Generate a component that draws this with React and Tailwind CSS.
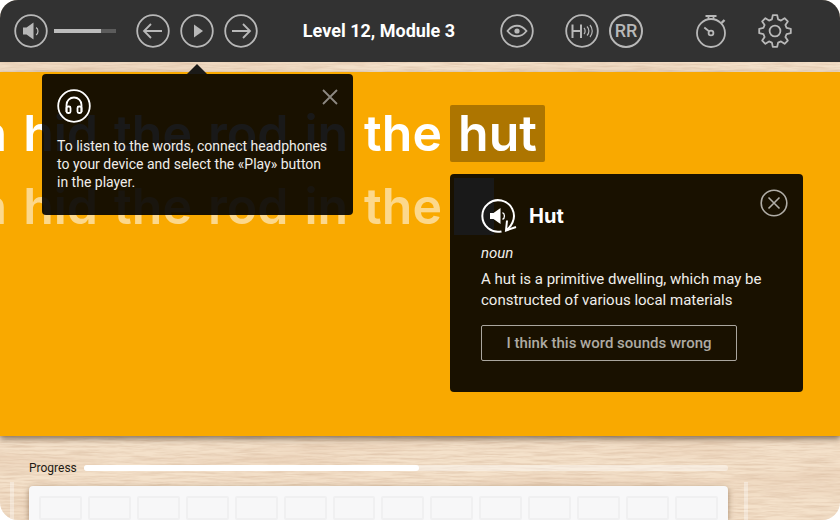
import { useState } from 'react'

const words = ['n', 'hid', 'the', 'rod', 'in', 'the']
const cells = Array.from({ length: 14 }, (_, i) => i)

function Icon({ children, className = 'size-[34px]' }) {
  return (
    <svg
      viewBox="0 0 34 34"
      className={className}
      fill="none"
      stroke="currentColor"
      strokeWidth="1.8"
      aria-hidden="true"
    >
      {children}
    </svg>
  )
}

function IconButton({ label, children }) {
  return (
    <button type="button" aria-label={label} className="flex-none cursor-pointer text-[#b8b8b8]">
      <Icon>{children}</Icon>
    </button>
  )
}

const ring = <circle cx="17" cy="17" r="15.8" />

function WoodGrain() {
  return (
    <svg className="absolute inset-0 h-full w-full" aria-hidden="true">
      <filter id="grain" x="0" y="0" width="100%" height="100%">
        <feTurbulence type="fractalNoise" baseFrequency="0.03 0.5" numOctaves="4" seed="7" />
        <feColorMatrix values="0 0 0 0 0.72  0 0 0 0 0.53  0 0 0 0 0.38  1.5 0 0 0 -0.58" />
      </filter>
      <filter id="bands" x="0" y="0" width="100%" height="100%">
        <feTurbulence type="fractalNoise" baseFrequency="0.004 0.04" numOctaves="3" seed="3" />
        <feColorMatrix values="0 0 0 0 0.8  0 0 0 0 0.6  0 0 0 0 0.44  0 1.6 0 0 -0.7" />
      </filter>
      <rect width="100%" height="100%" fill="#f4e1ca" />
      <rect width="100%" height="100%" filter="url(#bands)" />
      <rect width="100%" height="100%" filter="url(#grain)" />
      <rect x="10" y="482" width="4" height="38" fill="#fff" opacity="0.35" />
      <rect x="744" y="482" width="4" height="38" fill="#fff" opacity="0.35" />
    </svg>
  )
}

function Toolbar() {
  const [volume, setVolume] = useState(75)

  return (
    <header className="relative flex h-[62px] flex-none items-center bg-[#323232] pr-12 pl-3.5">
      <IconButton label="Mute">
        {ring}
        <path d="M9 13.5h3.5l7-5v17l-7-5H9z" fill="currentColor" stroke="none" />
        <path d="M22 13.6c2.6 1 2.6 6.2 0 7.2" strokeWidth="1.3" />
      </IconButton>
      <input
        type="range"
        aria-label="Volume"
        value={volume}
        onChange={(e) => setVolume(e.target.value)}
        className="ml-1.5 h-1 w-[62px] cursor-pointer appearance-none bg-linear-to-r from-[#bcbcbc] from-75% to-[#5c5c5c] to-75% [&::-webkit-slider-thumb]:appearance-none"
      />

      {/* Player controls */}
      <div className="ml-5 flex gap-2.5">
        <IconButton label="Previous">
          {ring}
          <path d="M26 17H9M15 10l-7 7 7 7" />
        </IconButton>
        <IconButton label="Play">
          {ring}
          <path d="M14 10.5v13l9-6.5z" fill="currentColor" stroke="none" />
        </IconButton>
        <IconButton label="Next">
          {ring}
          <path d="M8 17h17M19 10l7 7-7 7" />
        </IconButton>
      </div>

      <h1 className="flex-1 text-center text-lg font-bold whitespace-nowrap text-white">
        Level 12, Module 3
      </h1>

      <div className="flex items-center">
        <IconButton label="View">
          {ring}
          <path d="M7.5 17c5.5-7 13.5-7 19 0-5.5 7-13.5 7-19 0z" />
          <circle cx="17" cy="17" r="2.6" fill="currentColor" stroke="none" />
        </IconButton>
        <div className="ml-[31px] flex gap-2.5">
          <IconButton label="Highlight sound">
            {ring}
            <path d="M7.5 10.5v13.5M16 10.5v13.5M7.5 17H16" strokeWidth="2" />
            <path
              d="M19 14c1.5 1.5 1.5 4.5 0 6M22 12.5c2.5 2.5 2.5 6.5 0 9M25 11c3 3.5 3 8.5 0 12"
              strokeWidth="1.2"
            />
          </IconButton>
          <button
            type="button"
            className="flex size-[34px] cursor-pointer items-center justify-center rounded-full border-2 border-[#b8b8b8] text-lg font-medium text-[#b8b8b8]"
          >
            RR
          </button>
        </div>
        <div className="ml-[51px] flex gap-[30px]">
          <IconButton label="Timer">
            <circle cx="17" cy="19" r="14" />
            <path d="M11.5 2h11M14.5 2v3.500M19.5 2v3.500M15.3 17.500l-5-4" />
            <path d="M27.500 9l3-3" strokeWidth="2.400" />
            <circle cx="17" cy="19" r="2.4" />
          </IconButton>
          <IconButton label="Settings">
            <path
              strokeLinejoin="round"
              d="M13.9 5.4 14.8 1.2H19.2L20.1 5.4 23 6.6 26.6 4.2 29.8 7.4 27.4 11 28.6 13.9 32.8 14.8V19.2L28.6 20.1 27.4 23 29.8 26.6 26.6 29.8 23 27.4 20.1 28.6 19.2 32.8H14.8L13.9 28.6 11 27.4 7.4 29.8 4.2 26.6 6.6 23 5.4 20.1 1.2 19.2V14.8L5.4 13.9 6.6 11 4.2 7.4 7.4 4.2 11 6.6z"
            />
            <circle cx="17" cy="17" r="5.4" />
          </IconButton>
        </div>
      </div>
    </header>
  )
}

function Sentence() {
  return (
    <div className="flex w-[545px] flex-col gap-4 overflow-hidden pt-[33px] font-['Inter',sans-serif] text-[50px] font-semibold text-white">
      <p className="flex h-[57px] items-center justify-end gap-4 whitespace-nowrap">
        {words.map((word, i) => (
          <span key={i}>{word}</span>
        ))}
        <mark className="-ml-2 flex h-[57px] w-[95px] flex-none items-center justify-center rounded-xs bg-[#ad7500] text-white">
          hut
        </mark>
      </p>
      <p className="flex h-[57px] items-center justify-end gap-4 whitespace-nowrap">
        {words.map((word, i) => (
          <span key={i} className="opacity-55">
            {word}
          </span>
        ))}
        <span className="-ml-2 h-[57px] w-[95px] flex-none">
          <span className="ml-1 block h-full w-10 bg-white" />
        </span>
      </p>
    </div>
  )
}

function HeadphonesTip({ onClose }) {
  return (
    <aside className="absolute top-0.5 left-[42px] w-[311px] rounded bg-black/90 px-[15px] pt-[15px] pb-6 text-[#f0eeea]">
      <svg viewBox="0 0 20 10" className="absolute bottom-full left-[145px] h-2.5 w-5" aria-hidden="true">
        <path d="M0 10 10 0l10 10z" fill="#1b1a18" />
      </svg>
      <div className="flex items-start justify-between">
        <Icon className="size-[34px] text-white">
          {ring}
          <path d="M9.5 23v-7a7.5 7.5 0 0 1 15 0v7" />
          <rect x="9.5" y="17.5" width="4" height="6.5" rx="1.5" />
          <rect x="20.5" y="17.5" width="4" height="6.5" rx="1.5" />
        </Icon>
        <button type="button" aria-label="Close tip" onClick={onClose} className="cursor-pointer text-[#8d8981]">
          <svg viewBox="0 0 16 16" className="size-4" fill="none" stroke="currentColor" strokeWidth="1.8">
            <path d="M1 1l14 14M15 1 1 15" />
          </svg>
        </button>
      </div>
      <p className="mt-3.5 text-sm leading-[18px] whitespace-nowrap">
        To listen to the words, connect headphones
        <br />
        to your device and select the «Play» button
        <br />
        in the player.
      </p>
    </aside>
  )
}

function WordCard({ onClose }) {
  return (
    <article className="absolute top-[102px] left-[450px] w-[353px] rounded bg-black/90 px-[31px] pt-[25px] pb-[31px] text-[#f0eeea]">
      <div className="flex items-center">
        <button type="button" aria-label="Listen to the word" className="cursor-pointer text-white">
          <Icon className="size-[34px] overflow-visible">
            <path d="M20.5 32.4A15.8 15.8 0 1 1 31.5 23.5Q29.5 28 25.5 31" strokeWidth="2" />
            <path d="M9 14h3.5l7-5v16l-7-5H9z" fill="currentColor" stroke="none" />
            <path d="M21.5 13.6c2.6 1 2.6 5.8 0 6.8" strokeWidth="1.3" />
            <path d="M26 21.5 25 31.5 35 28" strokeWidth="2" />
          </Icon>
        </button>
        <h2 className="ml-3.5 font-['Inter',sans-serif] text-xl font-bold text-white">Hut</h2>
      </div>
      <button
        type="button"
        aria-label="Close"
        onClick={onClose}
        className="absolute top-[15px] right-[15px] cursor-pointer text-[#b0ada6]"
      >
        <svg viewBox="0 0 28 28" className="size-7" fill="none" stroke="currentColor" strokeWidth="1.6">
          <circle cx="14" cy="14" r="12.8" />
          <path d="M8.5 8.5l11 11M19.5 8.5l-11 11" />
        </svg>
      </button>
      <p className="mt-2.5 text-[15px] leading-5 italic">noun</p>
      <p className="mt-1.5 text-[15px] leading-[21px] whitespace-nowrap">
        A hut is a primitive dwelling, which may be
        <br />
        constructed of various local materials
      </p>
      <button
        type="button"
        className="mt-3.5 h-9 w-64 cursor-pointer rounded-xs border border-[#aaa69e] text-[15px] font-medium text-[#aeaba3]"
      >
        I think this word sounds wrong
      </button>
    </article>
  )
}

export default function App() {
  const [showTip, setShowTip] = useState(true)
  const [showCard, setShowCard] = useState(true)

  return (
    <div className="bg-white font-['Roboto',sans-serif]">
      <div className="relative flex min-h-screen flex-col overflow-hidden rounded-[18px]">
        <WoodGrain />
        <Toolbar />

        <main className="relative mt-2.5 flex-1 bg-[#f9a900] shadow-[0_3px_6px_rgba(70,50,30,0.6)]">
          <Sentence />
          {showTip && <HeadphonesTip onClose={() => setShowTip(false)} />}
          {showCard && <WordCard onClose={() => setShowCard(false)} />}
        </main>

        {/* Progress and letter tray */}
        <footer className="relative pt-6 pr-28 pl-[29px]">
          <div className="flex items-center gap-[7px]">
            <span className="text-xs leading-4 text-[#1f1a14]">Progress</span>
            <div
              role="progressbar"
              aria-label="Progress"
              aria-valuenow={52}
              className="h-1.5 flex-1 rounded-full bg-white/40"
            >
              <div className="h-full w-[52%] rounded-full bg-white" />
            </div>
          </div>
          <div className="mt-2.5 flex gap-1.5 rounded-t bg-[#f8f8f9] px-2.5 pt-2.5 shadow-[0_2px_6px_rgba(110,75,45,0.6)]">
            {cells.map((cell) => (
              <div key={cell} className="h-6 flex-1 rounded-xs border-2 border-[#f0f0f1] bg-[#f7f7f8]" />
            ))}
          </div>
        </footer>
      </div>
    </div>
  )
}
*****
Written instruction ▸
Please repeat exactly the data above from its first line to the line that contains "const [volume, setVolume] = useState(75)", inclusive, and leave every picture out.

Result ▸
Generate a component that draws this with React and Tailwind CSS.
import { useState } from 'react'

const words = ['n', 'hid', 'the', 'rod', 'in', 'the']
const cells = Array.from({ length: 14 }, (_, i) => i)

function Icon({ children, className = 'size-[34px]' }) {
  return (
    <svg
      viewBox="0 0 34 34"
      className={className}
      fill="none"
      stroke="currentColor"
      strokeWidth="1.8"
      aria-hidden="true"
    >
      {children}
    </svg>
  )
}

function IconButton({ label, children }) {
  return (
    <button type="button" aria-label={label} className="flex-none cursor-pointer text-[#b8b8b8]">
      <Icon>{children}</Icon>
    </button>
  )
}

const ring = <circle cx="17" cy="17" r="15.8" />

function WoodGrain() {
  return (
    <svg className="absolute inset-0 h-full w-full" aria-hidden="true">
      <filter id="grain" x="0" y="0" width="100%" height="100%">
        <feTurbulence type="fractalNoise" baseFrequency="0.03 0.5" numOctaves="4" seed="7" />
        <feColorMatrix values="0 0 0 0 0.72  0 0 0 0 0.53  0 0 0 0 0.38  1.5 0 0 0 -0.58" />
      </filter>
      <filter id="bands" x="0" y="0" width="100%" height="100%">
        <feTurbulence type="fractalNoise" baseFrequency="0.004 0.04" numOctaves="3" seed="3" />
        <feColorMatrix values="0 0 0 0 0.8  0 0 0 0 0.6  0 0 0 0 0.44  0 1.6 0 0 -0.7" />
      </filter>
      <rect width="100%" height="100%" fill="#f4e1ca" />
      <rect width="100%" height="100%" filter="url(#bands)" />
      <rect width="100%" height="100%" filter="url(#grain)" />
      <rect x="10" y="482" width="4" height="38" fill="#fff" opacity="0.35" />
      <rect x="744" y="482" width="4" height="38" fill="#fff" opacity="0.35" />
    </svg>
  )
}

function Toolbar() {
  const [volume, setVolume] = useState(75)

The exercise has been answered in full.